** START Dataset records **

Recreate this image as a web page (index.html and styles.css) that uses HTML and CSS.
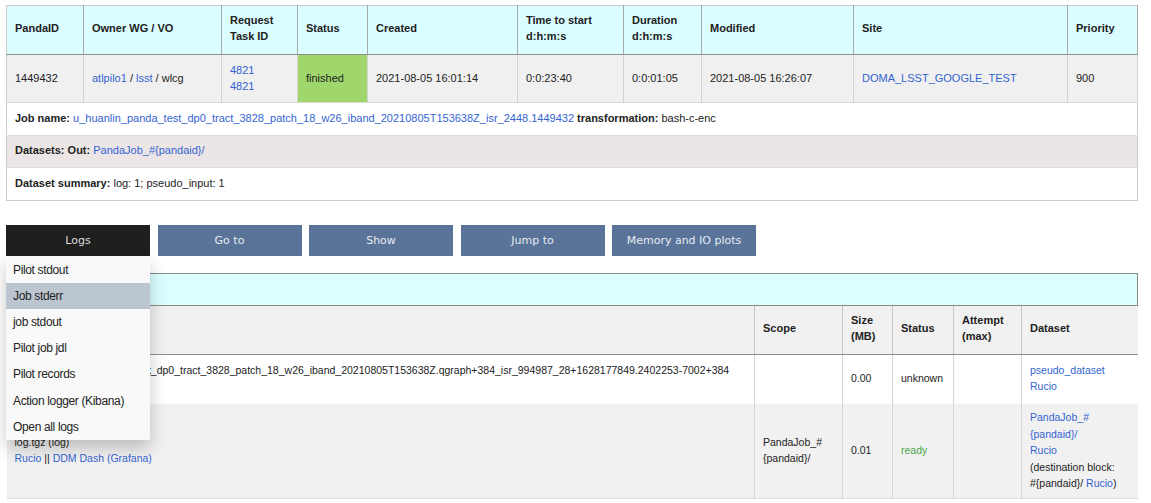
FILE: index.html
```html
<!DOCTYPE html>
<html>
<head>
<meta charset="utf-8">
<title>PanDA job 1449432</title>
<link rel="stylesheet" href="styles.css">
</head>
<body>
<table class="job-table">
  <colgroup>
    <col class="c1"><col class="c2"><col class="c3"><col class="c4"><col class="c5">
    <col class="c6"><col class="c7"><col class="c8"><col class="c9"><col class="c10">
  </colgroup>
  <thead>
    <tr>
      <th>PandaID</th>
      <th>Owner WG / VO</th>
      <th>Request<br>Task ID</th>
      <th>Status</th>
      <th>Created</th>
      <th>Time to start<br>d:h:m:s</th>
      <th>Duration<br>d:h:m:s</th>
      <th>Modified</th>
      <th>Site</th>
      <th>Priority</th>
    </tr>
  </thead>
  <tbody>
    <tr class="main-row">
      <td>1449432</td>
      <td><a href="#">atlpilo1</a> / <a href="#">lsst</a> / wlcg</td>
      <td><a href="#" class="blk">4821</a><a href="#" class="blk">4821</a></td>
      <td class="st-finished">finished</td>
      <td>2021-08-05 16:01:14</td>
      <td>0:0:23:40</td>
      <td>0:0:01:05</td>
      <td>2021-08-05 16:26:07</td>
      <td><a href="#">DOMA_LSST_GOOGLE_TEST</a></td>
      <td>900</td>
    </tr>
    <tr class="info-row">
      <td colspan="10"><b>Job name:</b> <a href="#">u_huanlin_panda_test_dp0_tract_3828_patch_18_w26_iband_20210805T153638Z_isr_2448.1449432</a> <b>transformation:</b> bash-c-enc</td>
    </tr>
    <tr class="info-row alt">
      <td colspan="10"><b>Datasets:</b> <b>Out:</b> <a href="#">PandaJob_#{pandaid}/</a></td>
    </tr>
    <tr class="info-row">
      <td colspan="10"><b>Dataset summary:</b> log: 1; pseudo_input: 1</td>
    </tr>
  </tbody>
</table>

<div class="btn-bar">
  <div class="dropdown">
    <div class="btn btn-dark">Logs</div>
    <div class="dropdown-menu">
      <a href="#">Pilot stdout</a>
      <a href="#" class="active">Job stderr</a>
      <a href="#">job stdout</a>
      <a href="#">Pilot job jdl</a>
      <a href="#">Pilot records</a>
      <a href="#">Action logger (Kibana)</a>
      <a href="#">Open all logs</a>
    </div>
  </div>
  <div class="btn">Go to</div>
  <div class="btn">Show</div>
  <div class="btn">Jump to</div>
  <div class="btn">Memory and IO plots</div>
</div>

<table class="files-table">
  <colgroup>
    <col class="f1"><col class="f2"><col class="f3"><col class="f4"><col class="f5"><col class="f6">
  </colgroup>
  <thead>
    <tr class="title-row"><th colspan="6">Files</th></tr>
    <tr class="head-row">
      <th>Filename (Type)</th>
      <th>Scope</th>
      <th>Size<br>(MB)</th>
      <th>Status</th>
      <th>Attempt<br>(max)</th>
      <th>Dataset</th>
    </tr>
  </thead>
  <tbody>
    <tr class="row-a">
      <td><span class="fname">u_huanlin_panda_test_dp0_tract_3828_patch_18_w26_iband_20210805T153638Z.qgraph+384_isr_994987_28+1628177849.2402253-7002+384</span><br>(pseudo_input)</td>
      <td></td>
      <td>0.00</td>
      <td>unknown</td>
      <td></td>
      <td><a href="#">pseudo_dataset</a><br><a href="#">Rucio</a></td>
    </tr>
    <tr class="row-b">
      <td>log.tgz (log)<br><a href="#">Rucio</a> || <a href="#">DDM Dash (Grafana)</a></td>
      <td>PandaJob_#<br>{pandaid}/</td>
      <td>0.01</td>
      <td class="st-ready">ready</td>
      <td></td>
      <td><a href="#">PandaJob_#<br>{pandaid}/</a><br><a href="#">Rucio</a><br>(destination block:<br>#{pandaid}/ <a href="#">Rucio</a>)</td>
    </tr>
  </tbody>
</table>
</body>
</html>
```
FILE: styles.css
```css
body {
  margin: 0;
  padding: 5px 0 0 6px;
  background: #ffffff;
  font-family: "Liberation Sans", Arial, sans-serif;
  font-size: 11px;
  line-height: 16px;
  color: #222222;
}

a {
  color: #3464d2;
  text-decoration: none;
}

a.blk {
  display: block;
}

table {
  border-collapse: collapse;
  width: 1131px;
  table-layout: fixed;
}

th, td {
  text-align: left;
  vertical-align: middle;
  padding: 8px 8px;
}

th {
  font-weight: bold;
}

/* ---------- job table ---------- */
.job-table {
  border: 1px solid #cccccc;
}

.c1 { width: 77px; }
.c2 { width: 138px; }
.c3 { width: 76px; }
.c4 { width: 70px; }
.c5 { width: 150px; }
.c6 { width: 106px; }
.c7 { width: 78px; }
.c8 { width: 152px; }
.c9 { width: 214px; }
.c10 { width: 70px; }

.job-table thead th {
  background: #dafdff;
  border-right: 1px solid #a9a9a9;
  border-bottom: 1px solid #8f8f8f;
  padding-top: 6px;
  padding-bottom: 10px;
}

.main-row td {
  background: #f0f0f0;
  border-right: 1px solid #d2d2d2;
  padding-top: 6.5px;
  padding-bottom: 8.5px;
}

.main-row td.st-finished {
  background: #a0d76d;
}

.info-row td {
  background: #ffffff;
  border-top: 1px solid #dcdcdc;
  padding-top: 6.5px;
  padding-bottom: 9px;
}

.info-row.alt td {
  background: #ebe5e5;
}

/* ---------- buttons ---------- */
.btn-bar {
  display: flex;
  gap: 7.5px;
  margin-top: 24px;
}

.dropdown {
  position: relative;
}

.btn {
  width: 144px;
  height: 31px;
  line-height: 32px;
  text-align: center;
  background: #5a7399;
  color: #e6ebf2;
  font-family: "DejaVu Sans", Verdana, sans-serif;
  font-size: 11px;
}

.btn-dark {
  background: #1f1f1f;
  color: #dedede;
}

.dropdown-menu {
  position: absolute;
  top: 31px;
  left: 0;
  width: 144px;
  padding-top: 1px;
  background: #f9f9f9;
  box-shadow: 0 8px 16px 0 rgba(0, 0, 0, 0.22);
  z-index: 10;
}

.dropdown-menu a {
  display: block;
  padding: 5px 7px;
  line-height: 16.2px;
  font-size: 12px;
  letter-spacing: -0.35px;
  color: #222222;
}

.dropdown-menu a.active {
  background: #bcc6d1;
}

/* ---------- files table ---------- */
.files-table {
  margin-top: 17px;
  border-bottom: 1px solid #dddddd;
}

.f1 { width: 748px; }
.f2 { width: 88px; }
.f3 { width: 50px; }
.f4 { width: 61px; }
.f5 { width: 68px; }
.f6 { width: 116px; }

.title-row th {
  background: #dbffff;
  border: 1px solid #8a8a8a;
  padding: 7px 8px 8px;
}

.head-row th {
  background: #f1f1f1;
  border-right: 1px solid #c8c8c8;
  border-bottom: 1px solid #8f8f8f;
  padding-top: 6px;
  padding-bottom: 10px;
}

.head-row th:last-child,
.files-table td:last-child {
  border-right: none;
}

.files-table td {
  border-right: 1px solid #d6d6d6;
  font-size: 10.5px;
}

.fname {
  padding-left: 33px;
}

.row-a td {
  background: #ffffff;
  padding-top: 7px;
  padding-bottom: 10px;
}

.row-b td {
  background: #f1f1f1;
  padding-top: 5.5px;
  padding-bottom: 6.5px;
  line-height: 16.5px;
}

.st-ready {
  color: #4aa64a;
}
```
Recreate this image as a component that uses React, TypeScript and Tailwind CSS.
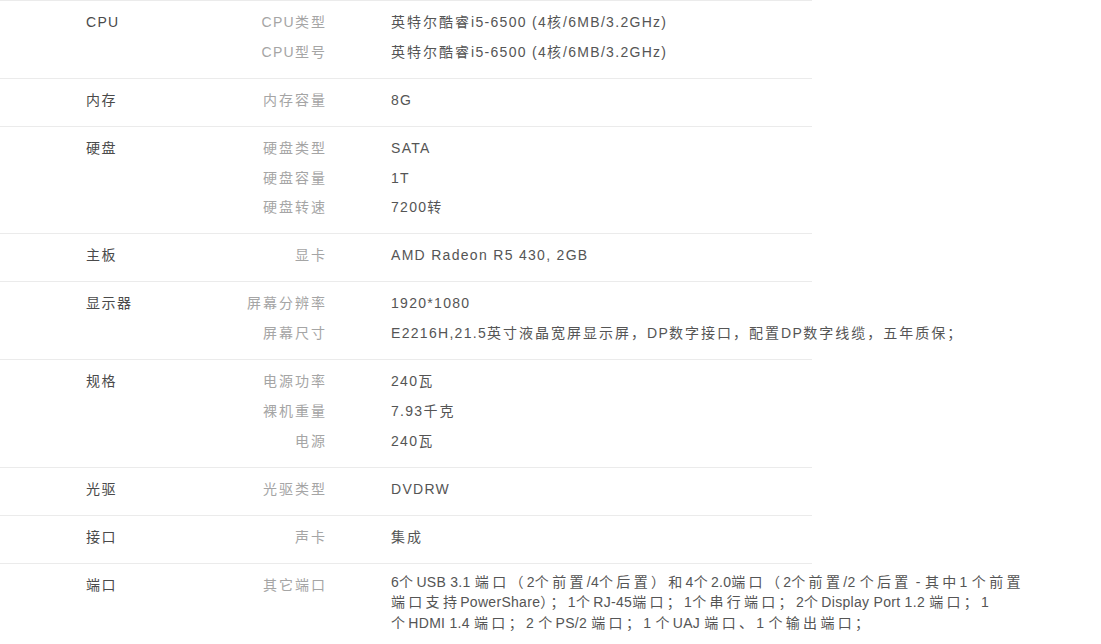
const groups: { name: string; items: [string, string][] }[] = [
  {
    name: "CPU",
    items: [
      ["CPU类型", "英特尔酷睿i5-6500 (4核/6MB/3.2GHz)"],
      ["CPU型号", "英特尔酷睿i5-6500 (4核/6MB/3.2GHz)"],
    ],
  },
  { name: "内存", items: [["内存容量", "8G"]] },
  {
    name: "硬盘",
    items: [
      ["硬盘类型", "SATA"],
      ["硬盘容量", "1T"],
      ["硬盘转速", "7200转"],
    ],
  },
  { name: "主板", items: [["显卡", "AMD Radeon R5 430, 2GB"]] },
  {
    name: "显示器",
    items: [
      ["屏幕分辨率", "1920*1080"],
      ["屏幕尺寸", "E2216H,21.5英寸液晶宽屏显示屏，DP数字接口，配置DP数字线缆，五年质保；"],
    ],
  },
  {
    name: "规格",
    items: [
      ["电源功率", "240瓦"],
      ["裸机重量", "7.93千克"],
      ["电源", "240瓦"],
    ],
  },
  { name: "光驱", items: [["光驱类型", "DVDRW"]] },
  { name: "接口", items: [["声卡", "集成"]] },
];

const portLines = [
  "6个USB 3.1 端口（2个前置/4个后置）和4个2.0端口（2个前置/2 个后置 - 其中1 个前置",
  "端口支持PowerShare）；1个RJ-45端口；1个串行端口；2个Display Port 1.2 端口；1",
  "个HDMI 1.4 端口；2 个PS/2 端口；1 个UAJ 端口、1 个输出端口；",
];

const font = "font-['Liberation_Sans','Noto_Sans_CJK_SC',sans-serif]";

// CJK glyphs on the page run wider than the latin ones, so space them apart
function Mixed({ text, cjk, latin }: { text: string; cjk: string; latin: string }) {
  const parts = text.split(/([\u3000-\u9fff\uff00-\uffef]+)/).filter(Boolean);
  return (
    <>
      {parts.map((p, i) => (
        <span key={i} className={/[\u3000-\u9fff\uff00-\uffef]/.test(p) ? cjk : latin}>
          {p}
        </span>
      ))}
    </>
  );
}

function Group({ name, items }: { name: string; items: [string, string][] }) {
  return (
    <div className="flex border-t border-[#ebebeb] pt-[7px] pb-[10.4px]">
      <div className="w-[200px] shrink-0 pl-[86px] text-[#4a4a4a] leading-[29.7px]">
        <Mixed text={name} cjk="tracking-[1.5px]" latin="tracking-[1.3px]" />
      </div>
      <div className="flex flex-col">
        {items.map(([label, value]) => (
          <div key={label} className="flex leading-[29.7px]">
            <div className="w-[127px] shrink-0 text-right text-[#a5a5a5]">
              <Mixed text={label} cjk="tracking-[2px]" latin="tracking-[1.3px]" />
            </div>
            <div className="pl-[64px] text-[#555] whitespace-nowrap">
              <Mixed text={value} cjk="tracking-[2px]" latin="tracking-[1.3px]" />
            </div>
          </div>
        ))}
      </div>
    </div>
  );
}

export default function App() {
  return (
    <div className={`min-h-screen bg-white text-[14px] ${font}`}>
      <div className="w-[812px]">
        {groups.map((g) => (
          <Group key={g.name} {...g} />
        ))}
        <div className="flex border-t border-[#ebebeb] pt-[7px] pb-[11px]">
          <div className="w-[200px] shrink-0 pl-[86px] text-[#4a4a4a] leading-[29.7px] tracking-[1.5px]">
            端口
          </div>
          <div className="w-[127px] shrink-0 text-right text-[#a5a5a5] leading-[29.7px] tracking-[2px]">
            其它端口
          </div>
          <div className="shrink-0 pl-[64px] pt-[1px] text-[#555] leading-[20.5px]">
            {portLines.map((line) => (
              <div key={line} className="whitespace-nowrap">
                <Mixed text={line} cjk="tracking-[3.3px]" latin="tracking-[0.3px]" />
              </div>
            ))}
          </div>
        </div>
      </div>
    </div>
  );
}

** END Dataset records **

### [Work to be completed]
From the data, list each line in which the string "that" appears.

### [Full output]
Recreate this image as a web page (index.html and styles.css) that uses HTML and CSS.
Recreate this image as a component that uses React, TypeScript and Tailwind CSS.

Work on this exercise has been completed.